== REQUEST ==
From the first line of the listing below, retype each line up to and including the one with "Boxes, SlidersHorizontal, Gauge"; pictures stay out.

== SOURCE DATA ==
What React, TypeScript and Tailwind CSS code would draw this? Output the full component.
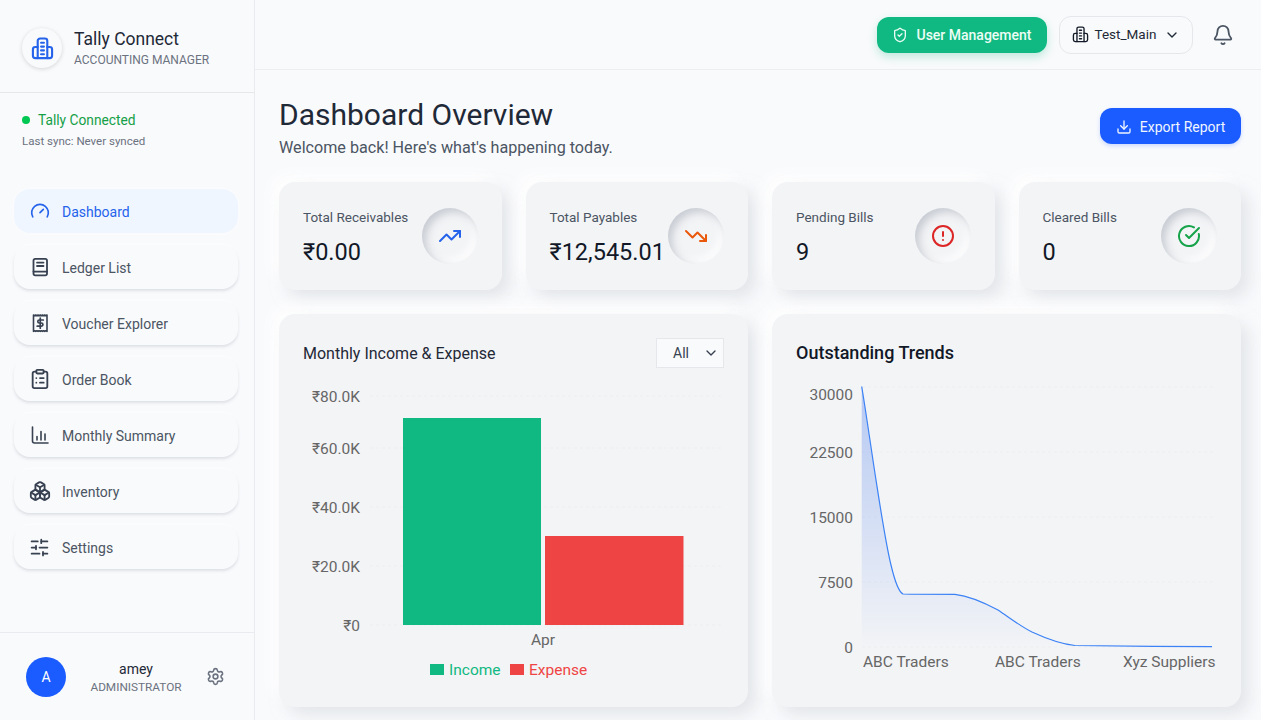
import React from "react";
import { ShieldCheck, ChevronDown, Bell, Download, TrendingUp, TrendingDown, CircleAlert, CircleCheckBig, Settings, ClipboardList, Boxes, SlidersHorizontal, Gauge } from "lucide-react";

function Tower({ className, width = 1.9 }: { className?: string; width?: number }) {
  return (
    <svg viewBox="0 0 24 24" fill="none" stroke="currentColor" strokeWidth={width} strokeLinecap="round" strokeLinejoin="round" className={className}>
      <path d="M7 22V4a2.5 2.5 0 0 1 2.5-2.5h5A2.5 2.5 0 0 1 17 4v18z" />
      <path d="M7 10.5H4.5A2.5 2.5 0 0 0 2 13v6.5A2.5 2.5 0 0 0 4.5 22H7" />
      <path d="M17 10.5h2.5A2.5 2.5 0 0 1 22 13v6.5a2.5 2.5 0 0 1-2.5 2.5H17" />
      <path d="M10.5 6h3M10.5 10h3M10.5 14h3M10.5 18h3" />
    </svg>
  );
}

function LedgerIcon({ className }: { className?: string }) {
  return (
    <svg viewBox="0 0 20 20" fill="none" stroke="currentColor" strokeWidth="1.8" strokeLinecap="round" strokeLinejoin="round" className={className}>
      <rect x="3.5" y="1.8" width="13.5" height="16.6" rx="1.8" />
      <path d="M3.5 14.6h13.5M7 5.6h6.5M7 9h6.5" />
    </svg>
  );
}

function VoucherIcon({ className }: { className?: string }) {
  return (
    <svg viewBox="0 0 20 20" fill="none" stroke="currentColor" strokeLinejoin="round" className={className}>
      <path
        d="M3.5 2l1.125.7 1.125-.7 1.125.7L8 2l1.125.7L10.25 2l1.125.7L12.5 2l1.125.7L14.75 2l1.125.7L17 2v16.4l-1.125-.7-1.125.7-1.125-.7-1.125.7-1.125-.7-1.125.7-1.125-.7-1.125.7-1.125-.7-1.125.7-1.125-.7-1.125.7z"
        strokeWidth="1.6"
      />
      <path d="M13.3 7h-4a1.5 1.5 0 0 0 0 3h2a1.5 1.5 0 0 1 0 3.2H7.2M10.25 5v10.2" strokeWidth="1.7" strokeLinecap="round" />
    </svg>
  );
}

function SummaryIcon({ className }: { className?: string }) {
  return (
    <svg viewBox="0 0 20 20" fill="none" stroke="currentColor" strokeWidth="1.6" strokeLinecap="round" strokeLinejoin="round" className={className}>
      <path d="M2.5 2v14a2 2 0 0 0 2 2H18" />
      <path d="M7 15v-3.5M11 15V6.5M15 15V9" />
    </svg>
  );
}

const nav = [
  { label: "Ledger List", Icon: LedgerIcon, cls: "h-5 w-5" },
  { label: "Voucher Explorer", Icon: VoucherIcon, cls: "h-5 w-5" },
  { label: "Order Book", Icon: ClipboardList, cls: "h-[22px] w-[22px] -mx-px" },
  { label: "Monthly Summary", Icon: SummaryIcon, cls: "h-5 w-5" },
  { label: "Inventory", Icon: Boxes, cls: "h-[22px] w-[22px] -mx-px" },
  { label: "Settings", Icon: SlidersHorizontal, cls: "h-[21px] w-[21px] -ml-px" },
];

const cards = [
  { label: "Total Receivables", value: "₹0.00", Icon: TrendingUp, color: "text-[#2563eb]" },
  { label: "Total Payables", value: "₹12,545.01", Icon: TrendingDown, color: "text-[#ea580c]" },
  { label: "Pending Bills", value: "9", Icon: CircleAlert, color: "text-[#dc2626]" },
  { label: "Cleared Bills", value: "0", Icon: CircleCheckBig, color: "text-[#16a34a]" },
];

const cardShadow = "shadow-[8px_8px_16px_rgba(209,213,219,0.55),-8px_-8px_16px_rgba(255,255,255,0.9)]";
const chartFont = { fontFamily: "Roboto, 'Noto Sans', sans-serif" };

function IncomeChart() {
  const ticks: [string, number][] = [["₹80.0K", 396], ["₹60.0K", 448], ["₹40.0K", 507], ["₹20.0K", 566], ["₹0", 625]];
  return (
    <svg viewBox="279 380 469 310" className="h-[310px] w-[469px]" style={chartFont}>
      {ticks.map(([t, y]) => (
        <g key={t}>
          <line x1="370" x2="724" y1={y} y2={y} stroke="#eceef1" strokeDasharray="3 3" />
          <text x="360" y={y + 5.5} textAnchor="end" fontSize="15.5" fill="#666">{t}</text>
        </g>
      ))}
      <rect x="403" y="418" width="138" height="207" fill="#10b981" />
      <rect x="545" y="536" width="138.5" height="89" fill="#ef4444" />
      <text x="543" y="644.5" textAnchor="middle" fontSize="15.5" fill="#666">Apr</text>
      <rect x="430" y="664" width="14" height="11" fill="#10b981" />
      <text x="449" y="674.5" fontSize="15.5" fill="#10b981">Income</text>
      <rect x="510" y="664" width="14" height="11" fill="#ef4444" />
      <text x="529" y="674.5" fontSize="15.5" fill="#ef4444">Expense</text>
    </svg>
  );
}

function TrendChart() {
  const line = "M861.7 386.5 C866 412 871 448 876 480 C881 512 886 545 891 565 C895 582 899 592 903 594 C915 594.3 940 594.3 955 594.3 C970 596 985 603 998 610 C1010 618 1020 626 1032 632 C1045 638 1060 644 1075 645.5 C1110 646 1170 646.6 1212 646.7";
  const ticks: [string, number, number][] = [["30000", 394, 387], ["22500", 452, 452], ["15000", 517, 517], ["7500", 582, 582], ["0", 647, 647]];
  return (
    <svg viewBox="772 375 469 300" className="h-[300px] w-[469px]" style={chartFont}>
      <defs>
        <linearGradient id="trendFill" x1="0" y1="0" x2="0" y2="1" gradientUnits="objectBoundingBox">
          <stop offset="0" stopColor="#2563eb" stopOpacity="0.3" />
          <stop offset="0.95" stopColor="#2563eb" stopOpacity="0.02" />
          <stop offset="1" stopColor="#2563eb" stopOpacity="0" />
        </linearGradient>
      </defs>
      {ticks.map(([t, y, g]) => (
        <g key={t}>
          <line x1="862" x2="1216" y1={g} y2={g} stroke="#eceef1" strokeDasharray="3 3" />
          <text x="853" y={y + 5.5} textAnchor="end" fontSize="15.5" fill="#666">{t}</text>
        </g>
      ))}
      <path d={line + " L1212 647 L861.7 647 Z"} fill="url(#trendFill)" />
      <path d={line} fill="none" stroke="#3b82f6" strokeWidth="1.2" />
      <text x="863" y="666.5" fontSize="15.5" fill="#666">ABC Traders</text>
      <text x="995" y="666.5" fontSize="15.5" fill="#666">ABC Traders</text>
      <text x="1123" y="666.5" fontSize="15.5" fill="#666">Xyz Suppliers</text>
    </svg>
  );
}

export default function App() {
  return (
    <div className="flex h-[720px] w-[1261px] overflow-hidden bg-[#f9fafc] text-[#111827] font-['Roboto','Noto_Sans',sans-serif]">
      <aside className="flex h-full w-[255px] shrink-0 flex-col border-r border-[#e9ebef]">
        <div className="flex h-[93px] shrink-0 items-center gap-3 border-b border-[#e5e7eb] pl-[22px] pt-1">
          <div className="flex h-10 w-10 items-center justify-center rounded-full bg-[#f9fafb] shadow-[0_1px_4px_rgba(0,0,0,0.15)]">
            <Tower className="h-[23px] w-[23px] text-[#2563eb]" width={2.2} />
          </div>
          <div>
            <div className="text-[17.5px] leading-6 text-[#1f2937]">Tally Connect</div>
            <div className="text-xs leading-[18px] text-[#6b7280]">ACCOUNTING MANAGER</div>
          </div>
        </div>
        <div className="h-[96px] shrink-0 pl-[22px] pt-[17px]">
          <div className="flex items-center gap-2">
            <span className="h-2 w-2 rounded-full bg-[#00c853]" />
            <span className="text-[13.75px] leading-5 text-[#15a047]">Tally Connected</span>
          </div>
          <div className="mt-[3px] text-[11.5px] leading-4 text-[#6b7280]">Last sync: Never synced</div>
        </div>
        <nav className="flex flex-1 flex-col gap-3 pl-[14px] pr-4">
          <div className="flex h-11 items-center gap-3 rounded-2xl bg-[#eff6ff] pl-4 text-sm text-[#2563eb] shadow-[0_0_4px_rgba(255,255,255,0.8)]">
            <Gauge className="h-5 w-5" />
            <span className="pt-px">Dashboard</span>
          </div>
          {nav.map(({ label, Icon, cls }) => (
            <div key={label} className="flex h-11 items-center gap-3 rounded-2xl bg-[#f9fafb] pl-4 text-sm text-[#4b5563] shadow-[0_2px_3px_rgba(209,213,219,0.7),0_-1px_2px_rgba(255,255,255,0.9)]">
              <Icon className={`${cls} text-[#374151]`} />
              <span className="pt-px">{label}</span>
            </div>
          ))}
        </nav>
        <div className="flex h-[88px] shrink-0 items-center border-t border-[#e9ebef] pl-[26px]">
          <div className="flex h-10 w-10 items-center justify-center rounded-full bg-[#1a5cff] text-sm text-white">A</div>
          <div className="ml-[24px] w-[92px] pt-px text-center">
            <div className="text-sm leading-5 text-[#1f2937]">amey</div>
            <div className="text-[11.8px] leading-4 text-[#6b7280]">ADMINISTRATOR</div>
          </div>
          <Settings className="ml-[24px] h-[19px] w-[19px] text-[#6b7280]" />
        </div>
      </aside>

      <div className="flex min-w-0 flex-1 flex-col">
        <header className="flex h-[70px] shrink-0 items-center justify-end border-b border-[#eceef1] pr-[27px]">
          <button className="flex h-9 w-[170px] items-center justify-center gap-2 rounded-xl bg-[#10b981] pt-px text-sm font-medium text-[#ecfdf5] shadow-[0_4px_10px_rgba(16,185,129,0.25)]">
            <ShieldCheck className="h-4 w-4" />
            User Management
          </button>
          <button className="ml-3 flex h-[38px] w-[134px] items-center justify-center gap-[6px] rounded-xl border border-[#e5e7eb] bg-[#f9fafb] text-[13.5px] text-[#1f2937]">
            <Tower className="h-[17px] w-[17px] text-[#111827]" />
            Test_Main
            <ChevronDown className="ml-[2px] h-4 w-4" />
          </button>
          <Bell className="ml-[19px] h-[22px] w-[22px] text-[#4b5563]" />
        </header>

        <main className="flex flex-1 flex-col pl-6 pr-5 pt-6">
          <div className="flex h-[64px] items-start justify-between">
            <div className="pt-px">
              <h1 className="text-[30px] leading-[40px] text-[#1f2937]">Dashboard Overview</h1>
              <p className="mt-px text-[16.15px] leading-[24px] text-[#4b5563]">Welcome back! Here's what's happening today.</p>
            </div>
            <button className="flex h-9 w-[141px] items-center justify-center gap-2 self-center rounded-xl bg-[#1a5cff] pt-px text-sm text-[#f0f5ff] shadow-[0_2px_4px_rgba(26,92,255,0.2)]">
              <Download className="h-4 w-4" />
              Export Report
            </button>
          </div>

          <div className="mt-6 grid grid-cols-4 gap-6">
            {cards.map(({ label, value, Icon, color }) => (
              <div key={label} className={`flex h-[108px] items-center justify-between rounded-2xl bg-[#f3f4f6] pl-6 pr-6 ${cardShadow}`}>
                <div className="min-w-0 pt-[3px]">
                  <div className="whitespace-nowrap text-[13.5px] leading-5 text-[#4b5563]">{label}</div>
                  <div className="mt-[9px] whitespace-nowrap text-[23.5px] leading-8 text-[#111827]">{value}</div>
                </div>
                <div className="flex h-14 w-14 shrink-0 items-center justify-center rounded-full bg-[#f3f4f6] shadow-[inset_4px_4px_8px_rgba(190,195,203,0.85),inset_-4px_-4px_8px_rgba(255,255,255,0.9)]">
                  <Icon className={`h-6 w-6 ${color}`} />
                </div>
              </div>
            ))}
          </div>

          <div className="mt-6 grid grid-cols-2 gap-6">
            <section className={`h-[393px] rounded-2xl bg-[#f3f4f6] ${cardShadow}`}>
              <div className="flex items-center justify-between px-6 pt-6">
                <h2 className="h-[30px] text-base leading-[32px] text-[#1f2937]">Monthly Income & Expense</h2>
                <div className="flex h-[30px] w-[68px] items-center justify-between border border-[#e5e7eb] bg-[#f9fafb] pl-4 pr-1 text-sm text-[#374151]">
                  All
                  <ChevronDown className="h-4 w-4" />
                </div>
              </div>
              <div className="mt-3"><IncomeChart /></div>
            </section>
            <section className={`h-[393px] rounded-2xl bg-[#f3f4f6] ${cardShadow}`}>
              <h2 className="px-6 pt-[25px] text-lg font-medium leading-[28px] text-[#111827]">Outstanding Trends</h2>
              <div className="mt-[8px]"><TrendChart /></div>
            </section>
          </div>
        </main>
      </div>
    </div>
  );
}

== TASK RESPONSE ==
What React, TypeScript and Tailwind CSS code would draw this? Output the full component.
import React from "react";
import { ShieldCheck, ChevronDown, Bell, Download, TrendingUp, TrendingDown, CircleAlert, CircleCheckBig, Settings, ClipboardList, Boxes, SlidersHorizontal, Gauge } from "lucide-react";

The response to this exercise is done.